Ce même esprit de prudence et d’opportunité devrait régler nos rapports avec les Célestes qui vivent ou trafiquent dans nos possessions. Le Chinois est, pour le moment, indispensable à l’activité commerciale en Extrême-Orient ; il est l’intermédiaire presque obligé des transactions. Mais il faut prendre des précautions contre lui ; s’il rend des services comme courtier, il serait fâcheux qu’il devînt le maître, qu’il eût le monopole de certains commerces. Aujourd’hui, tout ou presque tout le trafic du riz, de la soie, de la cannelle, du sucre est aux mains de Célestes qui en recueillent le profit. Le gouvernement colonial bénéficie des droits de douane à la sortie, mais c’est tout l’avantage qu’en retirent nos compatriotes. Le Chinois est envahissant : si on le laisse faire, il finira par tout accaparer[1]. Il y a là un véritable danger, contre lequel il est nécessaire de nous prémunir.

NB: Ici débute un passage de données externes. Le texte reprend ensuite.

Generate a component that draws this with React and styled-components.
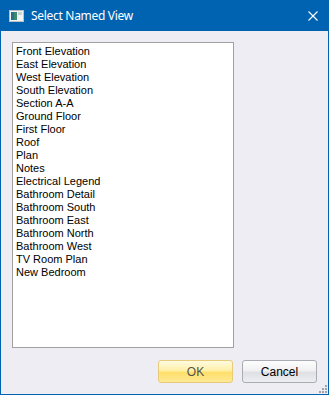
import styled, { createGlobalStyle } from "styled-components";

const GlobalStyle = createGlobalStyle`
  html, body {
    margin: 0;
    padding: 0;
    background: #ffffff;
  }
`;

const views = [
  "Front Elevation",
  "East Elevation",
  "West Elevation",
  "South Elevation",
  "Section A-A",
  "Ground Floor",
  "First Floor",
  "Roof",
  "Plan",
  "Notes",
  "Electrical Legend",
  "Bathroom Detail",
  "Bathroom South",
  "Bathroom East",
  "Bathroom North",
  "Bathroom West",
  "TV Room Plan",
  "New Bedroom",
];

const App = () => {
  return (
    <>
      <GlobalStyle />
      <Window>
        <TitleBar>
          <AppIcon viewBox="0 0 15 12">
            <rect x="0.5" y="0.5" width="14" height="11" fill="#f4f4f4" stroke="#b9c2c6" />
            <rect x="2" y="2" width="6" height="8" fill="#3d8a6e" />
            <rect x="2" y="2" width="3" height="8" fill="#2b6f8e" />
            <rect x="9" y="2" width="4" height="3" fill="#c9d3d6" />
          </AppIcon>
          <Title>Select Named View</Title>
          <CloseButton viewBox="0 0 10 10">
            <path d="M0.5 0.5 L9.5 9.5 M9.5 0.5 L0.5 9.5" stroke="#ffffff" strokeWidth="1.1" />
          </CloseButton>
        </TitleBar>
        <Body>
          <ListBox>
            {views.map((v) => (
              <ListItem key={v}>{v}</ListItem>
            ))}
          </ListBox>
          <ButtonRow>
            <DialogButton $primary>OK</DialogButton>
            <DialogButton>Cancel</DialogButton>
          </ButtonRow>
          <Grip viewBox="0 0 8 8">
            <rect x="6" y="0" width="2" height="2" fill="#9ea3ad" />
            <rect x="3" y="3" width="2" height="2" fill="#9ea3ad" />
            <rect x="6" y="3" width="2" height="2" fill="#9ea3ad" />
            <rect x="0" y="6" width="2" height="2" fill="#9ea3ad" />
            <rect x="3" y="6" width="2" height="2" fill="#9ea3ad" />
            <rect x="6" y="6" width="2" height="2" fill="#9ea3ad" />
          </Grip>
        </Body>
      </Window>
    </>
  );
};

export default App;

const Window = styled.div`
  width: 329px;
  height: 395px;
  box-sizing: border-box;
  border: 1px solid #0063b1;
  border-top: none;
  display: flex;
  flex-direction: column;
  background: #eeedf3;
`;

const TitleBar = styled.div`
  height: 31px;
  flex-shrink: 0;
  background: #0063b1;
  display: flex;
  align-items: center;
  padding: 0 10px 0 8px;
`;

const AppIcon = styled.svg`
  width: 15px;
  height: 12px;
  margin-right: 7px;
`;

const Title = styled.span`
  flex: 1;
  color: #ffffff;
  font-family: "Noto Sans", "Open Sans", sans-serif;
  font-size: 12px;
  letter-spacing: -0.3px;
`;

const CloseButton = styled.svg`
  width: 10px;
  height: 10px;
`;

const Body = styled.div`
  position: relative;
  flex: 1;
  display: flex;
  flex-direction: column;
  padding: 11px 11px 11px 11px;
`;

const ListBox = styled.div`
  width: 222px;
  height: 306px;
  box-sizing: border-box;
  background: #ffffff;
  border: 1px solid #a0a0a0;
  padding: 2px 3px;
  font-family: "Liberation Sans", Arial, sans-serif;
  font-size: 11px;
  color: #000000;
`;

const ListItem = styled.div`
  height: 13px;
  line-height: 13px;
  white-space: nowrap;
`;

const ButtonRow = styled.div`
  display: flex;
  justify-content: flex-end;
  gap: 9px;
  margin-top: 12px;
  padding-right: 0;
`;

const DialogButton = styled.button`
  width: 75px;
  height: 23px;
  box-sizing: border-box;
  border-radius: 3px;
  border: 1px solid ${(p) => (p.$primary ? "#e8cb7a" : "#a9acb2")};
  background: ${(p) =>
    p.$primary
      ? "linear-gradient(#fffbe0 0%, #fff0a8 45%, #ffdf6b 55%, #ffe994 100%)"
      : "linear-gradient(#fdfdfd 0%, #f1f1f3 45%, #dfe0e4 55%, #eceef0 100%)"};
  font-family: "Liberation Sans", Arial, sans-serif;
  font-size: 12px;
  color: ${(p) => (p.$primary ? "#55524c" : "#000000")};
  padding: 0;
`;

const Grip = styled.svg`
  position: absolute;
  right: 1px;
  bottom: 1px;
  width: 8px;
  height: 8px;
`;
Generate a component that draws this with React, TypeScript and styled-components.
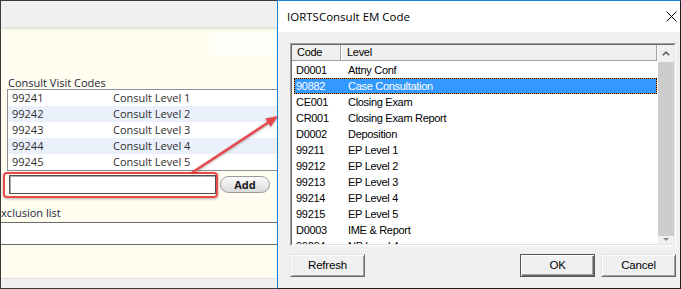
import React from 'react';
import styled, { createGlobalStyle } from 'styled-components';

const GlobalStyle = createGlobalStyle`
  html, body { margin: 0; padding: 0; background: #ffffff; }
  body { width: 681px; height: 289px; overflow: hidden; }
  *, *::before, *::after { box-sizing: border-box; }
`;

const Frame = styled.div`
  position: relative;
  width: 681px;
  height: 289px;
  display: flex;
  overflow: hidden;
`;

/* ---------- left (background) window ---------- */

const LeftPanel = styled.section`
  width: 277px;
  height: 289px;
  flex-shrink: 0;
  border: 1px solid #3a3a3a;
  border-right: none;
  background: #fffcf0;
  display: flex;
  flex-direction: column;
  overflow: hidden;
  font-family: "Open Sans", "Noto Sans", sans-serif;
  font-size: 11px;
`;

const Toolbar = styled.div`
  height: 26px;
  flex-shrink: 0;
  background: #f0f0f0;
  box-shadow: 0 1px 3px rgba(0, 0, 0, 0.2);
  position: relative;
  z-index: 1;
`;

const FadedRow = styled.div`
  display: flex;
  justify-content: flex-end;
  margin-top: 6px;
  height: 22px;
  flex-shrink: 0;
`;

const FadedBlock = styled.div`
  width: 67px;
  background: #fffef8;
`;

const SectionLabel = styled.div<{ $shift?: number }>`
  height: 13px;
  line-height: 13px;
  margin-top: ${p => (p.$mt ?? 0)}px;
  margin-left: ${p => p.$shift ?? 7}px;
  color: #1b2740;
  white-space: nowrap;
  flex-shrink: 0;
` as any;

const CodeList = styled.div`
  margin-left: 6px;
  width: 330px;
  flex-shrink: 0;
  border: 1px solid #8e8f90;
  background: #ffffff;
`;

const CodeRow = styled.div<{ $alt: boolean }>`
  display: flex;
  height: 16px;
  line-height: 16px;
  color: #2e2e2e;
  background: ${p => (p.$alt ? '#eaf1fb' : '#ffffff')};
`;

const CodeCell = styled.span`
  width: 105px;
  padding-left: 4px;
  flex-shrink: 0;
`;

const LevelCell = styled.span`
  white-space: nowrap;
`;

const AddRow = styled.div`
  display: flex;
  align-items: center;
  margin-top: 4px;
  height: 19px;
  flex-shrink: 0;
  width: 340px;
`;

const HighlightWrap = styled.div`
  position: relative;
  margin-left: 8px;
  &::after {
    content: '';
    position: absolute;
    left: -6px;
    right: -2px;
    top: -3px;
    bottom: -4px;
    border: 2px solid #e8484b;
    border-radius: 4px;
    box-shadow: 0 1px 3px rgba(0, 0, 0, 0.3);
    pointer-events: none;
  }
`;

const TextBox = styled.div`
  width: 207px;
  height: 19px;
  background: #ffffff;
  border: 1px solid #505050;
  box-shadow: inset 1px 1px 0 #a8a8a8;
`;

const PillButton = styled.div<{ $ml: number }>`
  margin-left: ${p => p.$ml}px;
  width: 50px;
  height: 17px;
  flex-shrink: 0;
  border: 1px solid #9a9a9a;
  border-radius: 9px;
  background: linear-gradient(#fbfbfb, #dadada);
  color: #1a1a1a;
  font-weight: 700;
  font-size: 11px;
  line-height: 15px;
  text-align: center;
`;

const ExclusionBox = styled.div`
  margin-top: 3px;
  height: 23px;
  flex-shrink: 0;
  background: #ffffff;
  border-top: 1px solid #6a6a6a;
  border-bottom: 1px solid #6a6a6a;
`;

const Spacer = styled.div`
  flex: 1;
`;

const BottomStrip = styled.div`
  height: 10px;
  flex-shrink: 0;
  background: #f0f0f0;
  border-top: 1px solid #e2e2e2;
`;

/* ---------- dialog ---------- */

const Dialog = styled.section`
  flex: 1;
  height: 289px;
  border-left: 1px solid #1883d7;
  border-top: 1px solid #1883d7;
  border-right: 1px solid #1f1f1f;
  border-bottom: 1px solid #1f1f1f;
  background: #f0f0f0;
  display: flex;
  flex-direction: column;
  font-family: "Liberation Sans", Arial, sans-serif;
  font-size: 11px;
  letter-spacing: -0.3px;
`;

const TitleBar = styled.header`
  height: 31px;
  flex-shrink: 0;
  background: #ffffff;
  display: flex;
  align-items: center;
  justify-content: space-between;
  padding: 0 3px 0 9px;
`;

const Title = styled.span`
  font-family: "Open Sans", "Noto Sans", sans-serif;
  font-size: 11.5px;
  letter-spacing: 0;
  line-height: 31px;
  color: #000000;
`;

const DialogBody = styled.div`
  flex: 1;
  display: flex;
  flex-direction: column;
  padding: 11px 4px 0 12px;
`;

const ListOuter = styled.div`
  height: 203px;
  border: 1px solid;
  border-color: #a0a0a0 #ffffff #ffffff #a0a0a0;
`;

const ListInner = styled.div`
  height: 100%;
  border: 1px solid;
  border-color: #696969 #e3e3e3 #e3e3e3 #696969;
  background: #ffffff;
  display: flex;
  overflow: hidden;
`;

const RowsArea = styled.div`
  flex: 1;
  display: flex;
  flex-direction: column;
  overflow: hidden;
`;

const Header = styled.div`
  display: flex;
  height: 16px;
  flex-shrink: 0;
  background: #f0f0f0;
  border-bottom: 1px solid #a0a0a0;
  border-right: 1px solid #a0a0a0;
  margin-right: 1px;
  line-height: 15px;
  color: #000000;
`;

const HeaderCell = styled.div<{ $w?: number; $pl: number }>`
  ${p => (p.$w ? `width: ${p.$w}px; flex-shrink: 0; border-right: 1px solid #a0a0a0; box-shadow: 1px 0 0 #ffffff;` : 'flex: 1;')}
  padding-left: ${p => p.$pl}px;
`;

const Rows = styled.div`
  padding-top: 1px;
  display: flex;
  flex-direction: column;
`;

const DialogRow = styled.div<{ $selected: boolean }>`
  display: flex;
  height: 16px;
  flex-shrink: 0;
  margin: 0 1px 0 2px;
  line-height: 14px;
  border: 1px ${p => (p.$selected ? 'dotted #000000' : 'solid transparent')};
  background: ${p =>
    p.$selected
      ? 'linear-gradient(#3399ff, #3399ff) padding-box, #e58a1f border-box'
      : 'transparent'};
  color: ${p => (p.$selected ? '#ffffff' : '#000000')};
  white-space: nowrap;
`;

const DialogCode = styled.span`
  width: 46px;
  padding-left: 1px;
  flex-shrink: 0;
`;

const DialogLevel = styled.span`
  padding-left: 7px;
`;

const ScrollBar = styled.div`
  width: 16px;
  flex-shrink: 0;
  background: #f0f0f0;
  display: flex;
  flex-direction: column;
`;

const ScrollButton = styled.div<{ $h?: number }>`
  ${p => (p.$h ? `height: ${p.$h}px;` : 'flex: 1; padding-top: 2px;')}
  display: flex;
  align-items: ${p => (p.$h ? 'center' : 'flex-start')};
  justify-content: center;
  flex-shrink: 0;
`;

const Thumb = styled.div`
  height: 174px;
  flex-shrink: 0;
  background: #cdcdcd;
`;

const ButtonRow = styled.div`
  display: flex;
  margin-top: 8px;
  gap: 6px;
`;

const ClassicButton = styled.div<{ $default?: boolean; $push?: boolean }>`
  width: 75px;
  height: 23px;
  background: #f0f0f0;
  text-align: center;
  line-height: 20px;
  color: #000000;
  font-size: 11.5px;
  letter-spacing: -0.2px;
  margin-left: ${p => (p.$push ? 'auto' : '0')};
  border: 1px solid;
  border-color: ${p => (p.$default ? '#555555' : '#e3e3e3 #696969 #696969 #e3e3e3')};
  box-shadow: ${p =>
    p.$default
      ? 'inset 1px 1px 0 #ffffff, inset -1px -1px 0 #696969, inset -2px -2px 0 #a0a0a0'
      : 'inset 1px 1px 0 #ffffff, inset -1px -1px 0 #a0a0a0'};
`;

const ArrowOverlay = styled.svg`
  position: absolute;
  left: 0;
  top: 0;
  pointer-events: none;
  filter: drop-shadow(0 1px 1px rgba(0, 0, 0, 0.3));
`;

const consultCodes = [
  ['99241', 'Consult Level 1'],
  ['99242', 'Consult Level 2'],
  ['99243', 'Consult Level 3'],
  ['99244', 'Consult Level 4'],
  ['99245', 'Consult Level 5'],
];

const emCodes = [
  ['D0001', 'Attny Conf'],
  ['90882', 'Case Consultation'],
  ['CE001', 'Closing Exam'],
  ['CR001', 'Closing Exam Report'],
  ['D0002', 'Deposition'],
  ['99211', 'EP Level 1'],
  ['99212', 'EP Level 2'],
  ['99213', 'EP Level 3'],
  ['99214', 'EP Level 4'],
  ['99215', 'EP Level 5'],
  ['D0003', 'IME & Report'],
  ['99204', 'NP Level 4'],
];

export default function App() {
  return (
    <>
      <GlobalStyle />
      <Frame>
        <LeftPanel>
          <Toolbar />
          <FadedRow>
            <FadedBlock />
          </FadedRow>
          <SectionLabel $mt={21}>Consult Visit Codes</SectionLabel>
          <CodeList>
            {consultCodes.map(([code, level], i) => (
              <CodeRow key={code} $alt={i % 2 === 1}>
                <CodeCell>{code}</CodeCell>
                <LevelCell>{level}</LevelCell>
              </CodeRow>
            ))}
          </CodeList>
          <AddRow>
            <HighlightWrap>
              <TextBox />
            </HighlightWrap>
            <PillButton $ml={4}>Add</PillButton>
            <PillButton $ml={7} />
          </AddRow>
          <SectionLabel $mt={12} $shift={-6}>Exclusion list</SectionLabel>
          <ExclusionBox />
          <Spacer />
          <BottomStrip />
        </LeftPanel>

        <Dialog>
          <TitleBar>
            <Title>IORTSConsult EM Code</Title>
            <svg width="11" height="11" viewBox="0 0 11 11">
              <path d="M0.5 0.5 L10.5 10.5 M10.5 0.5 L0.5 10.5" stroke="#000" strokeWidth="1" fill="none" />
            </svg>
          </TitleBar>
          <DialogBody>
            <ListOuter>
              <ListInner>
                <RowsArea>
                  <Header>
                    <HeaderCell $w={49} $pl={5}>Code</HeaderCell>
                    <HeaderCell $pl={6}>Level</HeaderCell>
                  </Header>
                  <Rows>
                    {emCodes.map(([code, level], i) => (
                      <DialogRow key={code} $selected={i === 1}>
                        <DialogCode>{code}</DialogCode>
                        <DialogLevel>{level}</DialogLevel>
                      </DialogRow>
                    ))}
                  </Rows>
                </RowsArea>
                <ScrollBar>
                  <ScrollButton $h={17}>
                    <svg width="8" height="5" viewBox="0 0 8 5">
                      <path d="M0.8 4.3 L4 1.2 L7.2 4.3" stroke="#606060" strokeWidth="1.6" fill="none" />
                    </svg>
                  </ScrollButton>
                  <Thumb />
                  <ScrollButton>
                    <svg width="6" height="3" viewBox="0 0 6 3">
                      <path d="M0 0 L6 0 L3 3 Z" fill="#8a8a8a" />
                    </svg>
                  </ScrollButton>
                </ScrollBar>
              </ListInner>
            </ListOuter>
            <ButtonRow>
              <ClassicButton>Refresh</ClassicButton>
              <ClassicButton $default $push>OK</ClassicButton>
              <ClassicButton>Cancel</ClassicButton>
            </ButtonRow>
          </DialogBody>
        </Dialog>

        <ArrowOverlay width="681" height="289" viewBox="0 0 681 289">
          <line x1="193" y1="172" x2="269" y2="122" stroke="#e8484b" strokeWidth="2.5" strokeLinecap="round" />
          <polygon points="278,116 265.2,118.4 270.8,126.8" fill="#e8484b" />
        </ArrowOverlay>
      </Frame>
    </>
  );
}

Le commerce de l’Indo-Chine avec l’Empire du Milieu est encore peu considérable[2], mais il ne saurait manquer d’atteindre rapidement à une haute prospérité, si nous savons faire du Tonkin, de la Cochinchine, du Cambodge, de l’Annam, des pays de

  1. Une usine d’égrenage de coton, montée au Cambodge par des Français (maison H. Blum et Cie) a été récemment achetée par un syndicat chinois.
  2. La moyenne du commerce de l’Indo-Chine avec la Chine a été, pendant la période 1891-95, de 60 millions de francs en moyenne et le chiffre s’est élevé, en 1895, à 86 millions, dont 40 millions pour le riz de la Cochinchine. (Louis Raveneau : La Chine économique, dans les Annales de Géographie, 15 janvier 1899, p. 73.)